3.2.2. Attitude Accuracy Experiments

Data acquisition for the attitude accuracy experiment was performed in test area III. The absolute accuracy of the PMTS attitude measurement with MPU6050 was evaluated by comparing MPU6050 data to the reference data acquired simultaneously with a more accurate device (VN-100 Rugged IMU), which was also installed in the backpack platform (Dy; Dp; Dr). The estimated boresights misalignment angles between IMUs (Δy = −36°; Δp = 0.26°; Δr = −3.47°) were accounted for in the analysis (Equation (7)). The VN-100 Rugged is a high-performance IMU and Attitude Heading Reference System (AHRS) comprising three-axis accelerometers, three-axis gyros, three-axis magnetometers and a barometric sensor [29]. This IMU has a nominal angular resolution and alignment error of 0.05° degree, which provides good reference data.

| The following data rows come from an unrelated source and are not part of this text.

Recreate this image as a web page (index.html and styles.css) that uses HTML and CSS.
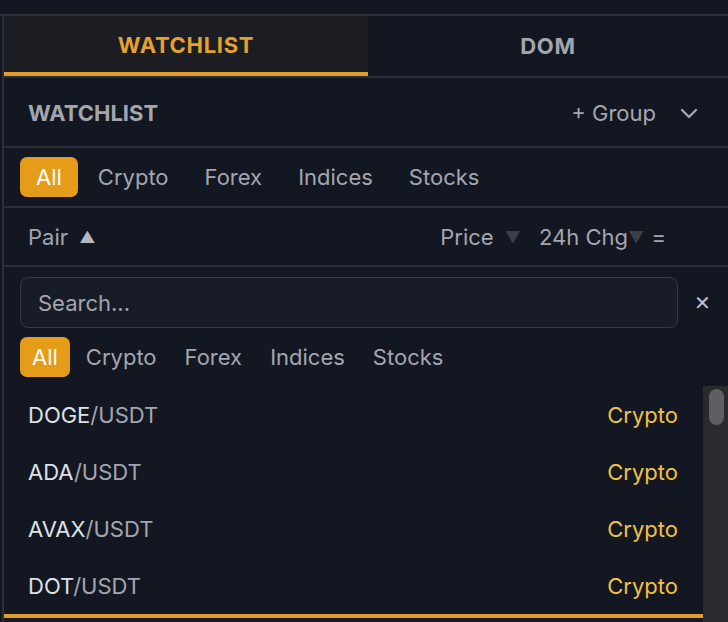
FILE: index.html
```html
<!DOCTYPE html>
<html lang="en">
<head>
    <meta charset="UTF-8">
    <meta name="viewport" content="width=device-width, initial-scale=1.0">
    <title>Watchlist</title>
    <link rel="stylesheet" href="styles.css">
</head>
<body>
    <div class="topbar"></div>
    <div class="panel">
        <div class="tabs">
            <div class="tab active">WATCHLIST</div>
            <div class="tab">DOM</div>
        </div>

        <div class="wl-header">
            <span class="wl-title">WATCHLIST</span>
            <div class="wl-actions">
                <span class="add-group">+ Group</span>
                <svg class="chevron" width="18" height="11" viewBox="0 0 18 11">
                    <path d="M2 2 L9 9 L16 2" fill="none" stroke="#a3a6af" stroke-width="2.4" stroke-linecap="round" stroke-linejoin="round"/>
                </svg>
            </div>
        </div>

        <div class="filters">
            <span class="chip active">All</span>
            <span class="chip">Crypto</span>
            <span class="chip">Forex</span>
            <span class="chip">Indices</span>
            <span class="chip">Stocks</span>
        </div>

        <div class="sort-row">
            <span class="sort-pair">Pair <span class="arrow up">&#9650;</span></span>
            <div class="sort-right">
                <span>Price <span class="arrow dim">&#9660;</span></span>
                <span class="chg">24h Chg<span class="arrow dim">&#9660;</span> =</span>
            </div>
        </div>

        <div class="picker">
            <div class="search-row">
                <div class="search">Search...</div>
                <span class="close">&#10005;</span>
            </div>
            <div class="filters small">
                <span class="chip active">All</span>
                <span class="chip">Crypto</span>
                <span class="chip">Forex</span>
                <span class="chip">Indices</span>
                <span class="chip">Stocks</span>
            </div>
            <div class="list-wrap">
                <div class="list">
                    <div class="item"><span><b>DOGE</b>/USDT</span><span class="type">Crypto</span></div>
                    <div class="item"><span><b>ADA</b>/USDT</span><span class="type">Crypto</span></div>
                    <div class="item"><span><b>AVAX</b>/USDT</span><span class="type">Crypto</span></div>
                    <div class="item"><span><b>DOT</b>/USDT</span><span class="type">Crypto</span></div>
                    <div class="item selected"></div>
                </div>
                <div class="scrollbar"><div class="thumb"></div></div>
            </div>
        </div>
    </div>
</body>
</html>
```

FILE: styles.css
```css
body {
    margin: 0;
    background: #131722;
    font-family: Inter, "Noto Sans", sans-serif;
    font-size: 22px;
    color: #a3a6af;
    height: 622px;
    overflow: hidden;
}

.topbar {
    height: 14px;
    border-bottom: 2px solid #2a2e39;
}

.panel {
    margin-left: 2px;
    border-left: 2px solid #2a2e39;
}

.tabs {
    display: flex;
    height: 60px;
    border-bottom: 2px solid #2a2e39;
}

.tab {
    flex: 1;
    display: flex;
    align-items: center;
    justify-content: center;
    font-weight: 700;
    letter-spacing: 0.7px;
    color: #a3a6af;
    box-sizing: border-box;
}

.tab.active {
    flex: 0 0 364px;
    background: #1c1d23;
    color: #e5a12e;
    border-bottom: 4px solid #e09c2d;
    padding-top: 2px;
}

.wl-header {
    height: 68px;
    display: flex;
    align-items: center;
    justify-content: space-between;
    padding: 2px 30px 0 24px;
    box-sizing: border-box;
    border-bottom: 2px solid #2a2e39;
    height: 70px;
}

.wl-title {
    font-weight: 700;
    color: #a3a6af;
}

.wl-actions {
    display: flex;
    align-items: center;
    gap: 24px;
}

.filters {
    height: 58px;
    display: flex;
    align-items: center;
    gap: 4px;
    padding: 0 16px;
    border-bottom: 2px solid #2a2e39;
}

.chip {
    color: #a3a6af;
    padding: 0 16px;
    line-height: 40px;
    border-radius: 7px;
}

.chip.active {
    background: #e59c19;
    color: #fff;
}

.sort-row {
    height: 57px;
    display: flex;
    align-items: center;
    justify-content: space-between;
    padding: 0 62px 0 24px;
    border-bottom: 2px solid #2a2e39;
}

.sort-right {
    display: flex;
    gap: 18px;
}

.arrow {
    font-size: 16px;
    vertical-align: 2px;
}

.arrow.up {
    color: #b5b8c0;
    margin-left: 5px;
}

.arrow.dim {
    color: #3b3f4a;
    margin-left: 5px;
}

.chg .arrow.dim {
    margin-left: 0;
    margin-right: 1px;
}

.picker {
    padding-top: 10px;
}

.search-row {
    display: flex;
    align-items: center;
    padding: 0 16px;
    gap: 16px;
}

.search {
    flex: 1;
    height: 51px;
    box-sizing: border-box;
    border: 1px solid #363a46;
    border-radius: 8px;
    background: #181c28;
    display: flex;
    align-items: center;
    padding-left: 17px;
    color: #a3a6af;
}

.close {
    color: #c0c3cb;
    width: 18px;
    font-size: 20px;
}

.filters.small {
    height: 58px;
    border-bottom: none;
}

.filters.small .chip {
    padding: 0 12px;
}

.list-wrap {
    display: flex;
}

.list {
    flex: 1;
}

.item {
    height: 57px;
    display: flex;
    align-items: center;
    justify-content: space-between;
    padding: 0 25px 0 24px;
    color: #a3a6af;
}

.item b {
    font-weight: 400;
    color: #dfe1e6;
}

.item .type {
    color: #f0c143;
}

.item.selected {
    border-top: 4px solid #e09c2d;
    background: #1a1a1e;
}

.scrollbar {
    width: 25px;
    background: #2a2a2e;
    padding-top: 3px;
    box-sizing: border-box;
}

.thumb {
    width: 15px;
    height: 36px;
    margin-left: 6px;
    border-radius: 8px;
    background: #5f5f63;
}
```
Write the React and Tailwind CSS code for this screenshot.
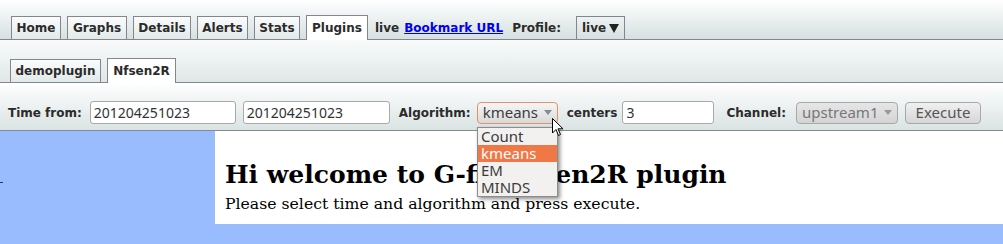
import React from 'react'

const TABS = [
  { label: 'Home', w: 'w-[50px]' },
  { label: 'Graphs', w: 'w-[60px]' },
  { label: 'Details', w: 'w-[58px]' },
  { label: 'Alerts', w: 'w-[51px]' },
  { label: 'Stats', w: 'w-[46px]' },
]

const sans = "font-['DejaVu_Sans',sans-serif]"
const ui = "font-['Noto_Sans','Open_Sans',sans-serif]"

function Tab({ label, w, active }) {
  return (
    <div
      className={
        'flex items-center justify-center border border-b-0 border-[#85858f] text-[12px] font-bold text-[#2b2b2b] ' +
        w +
        (active
          ? ' h-[25px] -mb-px bg-white'
          : ' h-[23px] bg-gradient-to-b from-[#fbfcfc] to-[#e2e9e9]')
      }
    >
      {label}
    </div>
  )
}

function Arrow({ color = '#8a8a8a' }) {
  return (
    <svg width="8" height="5" viewBox="0 0 8 5">
      <path d="M0 0 L8 0 L4 5 Z" fill={color} />
    </svg>
  )
}

export default function App() {
  return (
    <div className={'relative w-[1003px] h-[244px] overflow-hidden bg-[#99bbff] ' + sans}>
      {/* Top tabs */}
      <div className="h-[40px] flex items-end pl-[11px] border-b border-[#85858f] bg-gradient-to-b from-white to-[#d6e0e0]">
        <div className="flex items-end gap-[6px]">
          {TABS.map(t => <Tab key={t.label} {...t} />)}
          <Tab label="Plugins" w="w-[62px]" active />
        </div>
        <div className="h-[23px] flex items-center text-[12px] font-bold text-[#2b2b2b]">
          <span className="ml-[7px]">live</span>
          <span className="ml-[5px] text-[#0000ee] underline">Bookmark URL</span>
          <span className="ml-[9px]">Profile:</span>
        </div>
        <div className="ml-[15px] h-[23px] w-[49px] flex items-center justify-center gap-[3px] border border-b-0 border-[#85858f] text-[12px] font-bold text-[#2b2b2b]">
          live
          <svg width="10" height="9" viewBox="0 0 10 9"><path d="M0 0 L10 0 L5 9 Z" fill="#222" /></svg>
        </div>
      </div>

      {/* Plugin sub tabs */}
      <div className="h-[43px] flex items-end gap-[6px] pl-[10px] border-b border-[#85858f] bg-gradient-to-b from-[#f9fbfb] to-[#dfe7e7]">
        <Tab label="demoplugin" w="w-[91px]" />
        <Tab label="Nfsen2R" w="w-[69px]" active />
      </div>

      {/* Toolbar */}
      <div className="h-[48px] flex items-center pl-[8px] pt-[12px] border-b border-[#8a8a8a] bg-gradient-to-b from-white to-[#dae3e3] text-[12px] font-bold text-[#2b2b2b]">
        <span>Time from:</span>
        <div className={'ml-[8px] h-[23px] w-[146px] flex items-center pl-[3px] bg-white border border-[#a9a9a9] rounded-[3px] text-[14px] font-normal text-[#333] ' + ui}>201204251023</div>
        <div className={'ml-[7px] h-[23px] w-[147px] flex items-center pl-[3px] bg-white border border-[#a9a9a9] rounded-[3px] text-[14px] font-normal text-[#333] ' + ui}>201204251023</div>
        <span className="ml-[9px]">Algorithm:</span>
        <div className={'ml-[6px] h-[22px] w-[81px] flex items-center justify-between px-[5px] border border-[#e8906c] rounded-[4px] bg-gradient-to-b from-[#f6f6f6] to-[#d9d9d9] text-[15px] font-normal text-[#3c3c3c] ' + ui}>
          kmeans
          <Arrow />
        </div>
        <span className="ml-[9px]">centers</span>
        <div className={'ml-[5px] h-[23px] w-[92px] flex items-center pl-[3px] bg-white border border-[#a9a9a9] rounded-[3px] text-[14px] font-normal text-[#333] ' + ui}>3</div>
        <span className="ml-[12px]">Channel:</span>
        <div className={'ml-[10px] h-[22px] w-[102px] flex items-center justify-between px-[5px] border border-[#a8a8a8] rounded-[4px] bg-gradient-to-b from-[#e6e6e6] to-[#d4d4d4] text-[15px] font-normal text-[#777] ' + ui}>
          upstream1
          <Arrow color="#999" />
        </div>
        <div className={'ml-[7px] h-[22px] w-[76px] flex items-center justify-center border border-[#a8a8a8] rounded-[4px] bg-gradient-to-b from-[#f0f0f0] to-[#d6d6d6] text-[15px] font-normal text-[#555] ' + ui}>
          Execute
        </div>
      </div>

      {/* Content */}
      <div className="flex">
        <div className="w-[215px] pt-[51px]">
          <div className="w-[3px] h-px bg-[#334]" />
        </div>
        <div className="flex-1 h-[93px] bg-white pl-[10px] pt-[30px] font-['DejaVu_Serif',serif] text-black">
          <h1 className="text-[25px] font-bold leading-[28px]">Hi welcome to G-fix Nfsen2R plugin</h1>
          <p className="text-[15.7px] leading-[20px] mt-[5px]">Please select time and algorithm and press execute.</p>
        </div>
      </div>

      {/* Open select list */}
      <div className={'absolute left-[477px] top-[127px] w-[81px] bg-[#f2f1f0] border border-[#8c8c8c] shadow-[2px_2px_4px_rgba(0,0,0,0.45)] text-[15px] leading-[17px] text-[#3c3c3c] ' + ui}>
        <div className="px-[3px]">Count</div>
        <div className="px-[3px] bg-[#f07746] text-white">kmeans</div>
        <div className="px-[3px]">EM</div>
        <div className="px-[3px]">MINDS</div>
      </div>

      {/* Mouse pointer */}
      <svg className="absolute left-[552px] top-[118px]" width="12" height="19" viewBox="0 0 12 19">
        <path d="M0.5 0.5 L0.5 15 L4 11.5 L6.5 17.5 L8.5 16.5 L6 10.8 L11 10.8 Z" fill="#fff" stroke="#000" strokeWidth="1" strokeLinejoin="round" />
      </svg>
    </div>
  )
}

$$D\gamma ={\gamma }_{MPU6050}-{\gamma }_{ref }+ \Delta y; D\rho ={\rho }_{MPU6050}-{\rho }_{ref}+\Delta p; Dr=r_{MPU6050}-r_{ref}+\Delta r$$

(7)

3.3. Assessment of Object Reconstruction

Backpacked measurement systems are very advantageous for forest mapping and enable fast and systematic surveying. These systems can provide detailed and accurate measurements of trees and their surrounding areas from a ground perspective, enabling forest structure analysis that cannot be achieved with any other manual technique or non-terrestrial sensors. This represents a rethinking of the forest survey. In this regard, an example of 3D object reconstruction in a forest environment with the SfM-based software Agisoft PhotoScan [30] using PMTS data was performed. PhotoScan projects were built setting the mathematical model (fisheye), existing IOP (Section 2.1.1), initial EOP from the off-the-shelf navigation system (Section 2.1.2) and system offsets (Section 2.2—Table 3).

3.3.1. Data Set and Processing

The PMTS data set, which consisted of dual fisheye video frames and initial EOP, was acquired in test area IV. A set of 66 dual fisheye video frames from test area IV was selected to reconstruct a path in a 16 m × 16 m plot with PMTS. The dual fisheye frames were converted to 132 omnidirectional images (Section 2.1.1), with Ground Sample Distance (GSD) ranging from 3.5 to 7 cm in the central part of the image. Omnidirectional images have a non-uniform spatial resolution, which explains the considerable variation in GSD along the image.

The PMTS data were integrated as described in Section 2.2. Each omnidirectional image has a camera position and attitude collected by the navigation system. The camera position was obtained in 3D geographic coordinates with Ublox NEO-6M. These coordinates were converted to the ETRS-TM35FIN system (E, N, h), the same coordinate system that is used for Ground Control Points (GCP). For those positions in which a loss of signal occurred, camera coordinates and attitude were estimated by an interpolation process. The accuracy values obtained in the assessment of Ublox NEO-6M and MPU6050 were used as standard deviations for the initial EOP data in Photoscan (Section 4.1).

After project configuration, the PhotoScan workflow consists of: (1) GCP measurement; (2) tie point generation and EOP estimation with a SfM algorithm; and (3) dense image matching for point cloud generation.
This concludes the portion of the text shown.